Los resultados de décadas de proteccionismo están a la vista: la Argentina es uno de los países más cerrados del mundo al mismo tiempo que faltan insumos, huye el capital productivo y escasean las fuentes de trabajo generadas por proteger a la industria. De hecho, si uno considera el costo de oportunidad del cierre, el balance de empleo es incluso negativo, según la tesis doctoral de José Luis Espert. En cualquier caso, cada ejemplo es más obsceno que el anterior: en el caso de la industria ensambladora de Tierra del Fuego hay en este momento 45 millones de argentinos que son rehenes de una provincia de 150.000, y quienes más sufren las consecuencias de este sistema perverso son los más pobres. En efecto, aquellos que pueden viajar o pagar más para comprar productos electrónicos no tienen problema en sortear el obstáculo, mientras que son los que tienen menos posibilidades los que se quedan con productos peores y más caros, si es que logran acceder a ellos.
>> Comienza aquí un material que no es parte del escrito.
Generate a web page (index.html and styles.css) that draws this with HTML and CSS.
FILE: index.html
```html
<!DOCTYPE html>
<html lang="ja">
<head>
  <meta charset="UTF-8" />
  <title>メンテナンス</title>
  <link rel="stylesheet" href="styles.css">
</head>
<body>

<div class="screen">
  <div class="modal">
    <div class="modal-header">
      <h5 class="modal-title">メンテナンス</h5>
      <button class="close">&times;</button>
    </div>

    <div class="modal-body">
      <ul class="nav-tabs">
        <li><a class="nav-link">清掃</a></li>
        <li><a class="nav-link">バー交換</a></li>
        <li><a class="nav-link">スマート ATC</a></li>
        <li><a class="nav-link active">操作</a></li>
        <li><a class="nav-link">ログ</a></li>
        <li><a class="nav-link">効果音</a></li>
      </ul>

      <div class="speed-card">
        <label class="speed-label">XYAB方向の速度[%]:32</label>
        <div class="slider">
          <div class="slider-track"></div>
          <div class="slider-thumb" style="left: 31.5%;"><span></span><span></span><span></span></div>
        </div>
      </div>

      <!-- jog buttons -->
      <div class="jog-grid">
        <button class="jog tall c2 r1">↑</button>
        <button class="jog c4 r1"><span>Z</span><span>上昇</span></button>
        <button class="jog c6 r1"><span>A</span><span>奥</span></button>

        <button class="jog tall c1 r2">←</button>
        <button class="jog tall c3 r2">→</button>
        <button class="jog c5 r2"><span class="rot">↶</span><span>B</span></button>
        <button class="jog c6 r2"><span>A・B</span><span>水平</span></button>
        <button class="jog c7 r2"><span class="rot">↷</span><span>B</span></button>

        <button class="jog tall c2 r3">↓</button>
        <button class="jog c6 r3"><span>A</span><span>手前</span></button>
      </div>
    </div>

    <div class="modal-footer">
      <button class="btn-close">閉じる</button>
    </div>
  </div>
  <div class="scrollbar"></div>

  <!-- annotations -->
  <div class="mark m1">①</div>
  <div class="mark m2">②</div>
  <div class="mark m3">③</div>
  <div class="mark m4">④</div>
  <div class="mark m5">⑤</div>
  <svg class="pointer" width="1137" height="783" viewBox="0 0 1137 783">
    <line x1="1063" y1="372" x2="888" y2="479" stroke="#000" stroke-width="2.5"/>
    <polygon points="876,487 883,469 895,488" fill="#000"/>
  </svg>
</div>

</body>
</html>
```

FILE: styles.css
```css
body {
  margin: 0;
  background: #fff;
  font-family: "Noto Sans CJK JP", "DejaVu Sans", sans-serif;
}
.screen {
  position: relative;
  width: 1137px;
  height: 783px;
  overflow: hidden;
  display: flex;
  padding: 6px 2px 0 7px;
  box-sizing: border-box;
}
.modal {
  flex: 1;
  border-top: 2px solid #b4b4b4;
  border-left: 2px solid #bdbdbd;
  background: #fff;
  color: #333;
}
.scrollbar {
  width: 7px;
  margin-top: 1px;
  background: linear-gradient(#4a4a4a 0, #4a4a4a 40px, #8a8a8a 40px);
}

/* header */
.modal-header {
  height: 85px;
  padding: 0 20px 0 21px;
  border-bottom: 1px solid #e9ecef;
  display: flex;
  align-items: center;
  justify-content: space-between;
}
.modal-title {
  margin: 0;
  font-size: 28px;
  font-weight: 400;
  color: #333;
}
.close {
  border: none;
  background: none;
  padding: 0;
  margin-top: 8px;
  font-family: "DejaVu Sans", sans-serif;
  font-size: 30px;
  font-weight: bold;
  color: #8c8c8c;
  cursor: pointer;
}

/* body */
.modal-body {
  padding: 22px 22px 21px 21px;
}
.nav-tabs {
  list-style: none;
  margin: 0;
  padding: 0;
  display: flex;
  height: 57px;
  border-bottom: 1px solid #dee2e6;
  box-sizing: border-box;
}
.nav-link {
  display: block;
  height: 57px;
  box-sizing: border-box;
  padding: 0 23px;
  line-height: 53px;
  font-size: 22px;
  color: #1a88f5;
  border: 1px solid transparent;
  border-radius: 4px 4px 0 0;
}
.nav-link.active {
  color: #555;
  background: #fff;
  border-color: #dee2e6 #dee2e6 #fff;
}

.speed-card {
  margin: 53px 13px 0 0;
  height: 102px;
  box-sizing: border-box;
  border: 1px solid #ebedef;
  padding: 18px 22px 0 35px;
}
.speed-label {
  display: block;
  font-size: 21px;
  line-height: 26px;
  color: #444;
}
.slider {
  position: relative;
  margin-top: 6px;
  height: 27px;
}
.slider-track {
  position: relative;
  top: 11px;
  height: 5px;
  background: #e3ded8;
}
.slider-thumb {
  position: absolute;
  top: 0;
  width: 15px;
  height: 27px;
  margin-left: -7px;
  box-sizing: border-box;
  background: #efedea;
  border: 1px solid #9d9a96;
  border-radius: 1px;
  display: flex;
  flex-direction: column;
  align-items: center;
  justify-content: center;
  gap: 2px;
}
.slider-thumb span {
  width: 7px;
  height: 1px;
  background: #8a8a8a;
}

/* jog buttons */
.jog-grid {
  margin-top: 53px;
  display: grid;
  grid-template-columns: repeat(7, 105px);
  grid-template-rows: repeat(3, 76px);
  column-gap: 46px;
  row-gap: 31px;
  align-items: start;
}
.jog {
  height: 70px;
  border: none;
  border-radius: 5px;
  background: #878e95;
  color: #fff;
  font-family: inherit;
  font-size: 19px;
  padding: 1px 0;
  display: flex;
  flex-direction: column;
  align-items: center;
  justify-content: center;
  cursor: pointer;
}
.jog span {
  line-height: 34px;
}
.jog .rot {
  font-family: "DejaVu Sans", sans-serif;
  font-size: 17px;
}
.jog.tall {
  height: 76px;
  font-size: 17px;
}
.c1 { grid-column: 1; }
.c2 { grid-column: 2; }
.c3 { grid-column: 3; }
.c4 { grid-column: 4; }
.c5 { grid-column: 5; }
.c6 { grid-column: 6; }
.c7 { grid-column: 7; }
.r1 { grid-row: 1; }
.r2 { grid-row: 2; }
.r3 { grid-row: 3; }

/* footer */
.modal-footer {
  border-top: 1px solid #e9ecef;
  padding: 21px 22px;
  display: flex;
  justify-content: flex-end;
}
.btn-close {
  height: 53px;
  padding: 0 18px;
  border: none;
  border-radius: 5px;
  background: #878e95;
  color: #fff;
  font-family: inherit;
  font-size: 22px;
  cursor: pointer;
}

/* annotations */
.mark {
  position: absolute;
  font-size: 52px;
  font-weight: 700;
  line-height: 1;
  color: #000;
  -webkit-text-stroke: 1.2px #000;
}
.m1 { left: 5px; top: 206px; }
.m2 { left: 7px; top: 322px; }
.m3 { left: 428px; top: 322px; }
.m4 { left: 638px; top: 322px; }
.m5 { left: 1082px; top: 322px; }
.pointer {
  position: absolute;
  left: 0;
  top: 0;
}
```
De eso se trata la famosa caza en el zoológico que produce el proteccionismo.
Paradójicamente, los peligros de este sistema hoy defendido por la izquierda y el kirchnerismo nos fueron transmitidos por figuras como Juan B. Justo, fundador del Partido Socialista, que decía en Internacionalismo y patria (1925) que la abolición del proteccionismo sólo amenaza las ganancias espurias que a su sombra realizan algunas empresas y la renta abusiva de tierras destinadas, gracias a la aduana, a cultivos que económicamente debieran ser hechos en otros países. También Leandro N. Alem, ¡fundador! de una UCR que hoy rechaza de forma tajante la idea de terminar con el régimen especial de Tierra del Fuego, se quejaba ya en El proteccionismo y el pueblo de 1894 del que calificaba como un sistema proteccionista, ciego, exagerado y absurdo, sin siquiera imaginar lo que sobrevendría en el siglo posterior.
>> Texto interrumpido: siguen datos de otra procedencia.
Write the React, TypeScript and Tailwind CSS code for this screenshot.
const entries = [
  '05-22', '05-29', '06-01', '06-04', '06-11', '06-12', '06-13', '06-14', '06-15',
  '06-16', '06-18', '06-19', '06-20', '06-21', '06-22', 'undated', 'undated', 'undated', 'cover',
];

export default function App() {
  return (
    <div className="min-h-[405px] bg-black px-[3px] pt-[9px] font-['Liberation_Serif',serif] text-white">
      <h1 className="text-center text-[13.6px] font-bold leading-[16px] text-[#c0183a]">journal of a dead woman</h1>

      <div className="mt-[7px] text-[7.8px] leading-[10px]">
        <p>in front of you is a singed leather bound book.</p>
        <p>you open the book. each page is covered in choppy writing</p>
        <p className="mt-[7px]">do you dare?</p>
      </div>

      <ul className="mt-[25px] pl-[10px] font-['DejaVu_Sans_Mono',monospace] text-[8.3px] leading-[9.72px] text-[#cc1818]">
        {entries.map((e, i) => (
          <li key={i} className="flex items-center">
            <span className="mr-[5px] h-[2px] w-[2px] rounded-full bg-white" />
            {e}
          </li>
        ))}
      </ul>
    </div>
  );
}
Ni Juan B. Justo ni Alem son excepciones, claro. El libre comercio, de todas prescripciones potencialmente contenciosas de la economía, es el que más consenso genera al interior de la disciplina. No se trata de que haya economistas monetaristas como Friedman o austríacos como Mises que argumenten en favor del libre comercio: cualquier manual introductorio a la ciencia económica lo menciona inequívocamente como positivo. Incluso economistas como Keynes en el pasado o Krugman en el presente, a grandes rasgos considerados como intervencionistas, han sido sin embargo fervientes defensores del libre comercio. Y si alguno admitiera la posibilidad, para salvar el argumento, de proteger a industrias nacientes, ¿cuánto tiempo deberían permanecer las personas pendientes de lo que ocurre con ellas? En otras palabras, ¿cuántos años tardará en nacer la industria textil argentina? ¿Doscientos años no son suficientes?
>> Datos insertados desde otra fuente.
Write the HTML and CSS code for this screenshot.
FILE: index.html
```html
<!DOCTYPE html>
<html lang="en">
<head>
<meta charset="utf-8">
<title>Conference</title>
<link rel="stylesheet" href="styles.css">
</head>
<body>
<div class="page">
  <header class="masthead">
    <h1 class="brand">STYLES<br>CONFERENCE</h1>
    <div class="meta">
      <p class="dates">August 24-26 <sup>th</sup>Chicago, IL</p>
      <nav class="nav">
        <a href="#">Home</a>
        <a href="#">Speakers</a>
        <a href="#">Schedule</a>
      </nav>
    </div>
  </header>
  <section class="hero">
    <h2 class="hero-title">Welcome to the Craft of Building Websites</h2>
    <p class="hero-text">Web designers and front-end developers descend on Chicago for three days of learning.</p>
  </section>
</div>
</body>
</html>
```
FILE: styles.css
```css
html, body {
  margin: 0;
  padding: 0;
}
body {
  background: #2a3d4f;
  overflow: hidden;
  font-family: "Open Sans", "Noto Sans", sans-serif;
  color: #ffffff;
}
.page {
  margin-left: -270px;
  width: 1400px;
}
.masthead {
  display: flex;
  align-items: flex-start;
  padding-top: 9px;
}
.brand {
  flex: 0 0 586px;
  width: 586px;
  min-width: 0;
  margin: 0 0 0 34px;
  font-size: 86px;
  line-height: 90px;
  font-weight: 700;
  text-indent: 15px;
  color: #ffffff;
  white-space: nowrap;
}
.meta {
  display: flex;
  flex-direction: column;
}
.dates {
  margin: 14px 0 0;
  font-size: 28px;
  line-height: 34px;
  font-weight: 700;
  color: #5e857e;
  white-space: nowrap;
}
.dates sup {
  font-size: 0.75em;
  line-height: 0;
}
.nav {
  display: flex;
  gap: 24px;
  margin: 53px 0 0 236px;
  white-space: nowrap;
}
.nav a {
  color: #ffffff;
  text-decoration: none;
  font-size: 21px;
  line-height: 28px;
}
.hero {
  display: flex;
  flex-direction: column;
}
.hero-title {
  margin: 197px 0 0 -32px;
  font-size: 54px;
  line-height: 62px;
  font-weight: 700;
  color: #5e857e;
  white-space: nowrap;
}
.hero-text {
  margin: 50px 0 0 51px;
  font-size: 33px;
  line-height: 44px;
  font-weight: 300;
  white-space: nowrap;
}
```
Si el problema con el funcionamiento del proteccionismo es que distorsiona la economía, impide el crecimiento genuino y afecta a los más pobres, el drama de quitárselo de encima es que todos los incentivos están alineados para que la tarea sea dantesca. Si la Argentina avanzara hacia el libre comercio, todos ganaríamos algo, pero pocos perderían mucho, razón por la cual la dimensión del desafío es colosal. Sin embargo, no se trata solamente de una cuestión de eficiencia: desmantelar el proteccionismo no solo será bueno para la economía, sino que será justo.
El corporativismo de un país para pocos debe terminar en nombre de un país para todos: este es el norte que cualquier propuesta en favor del libre comercio deberá tener.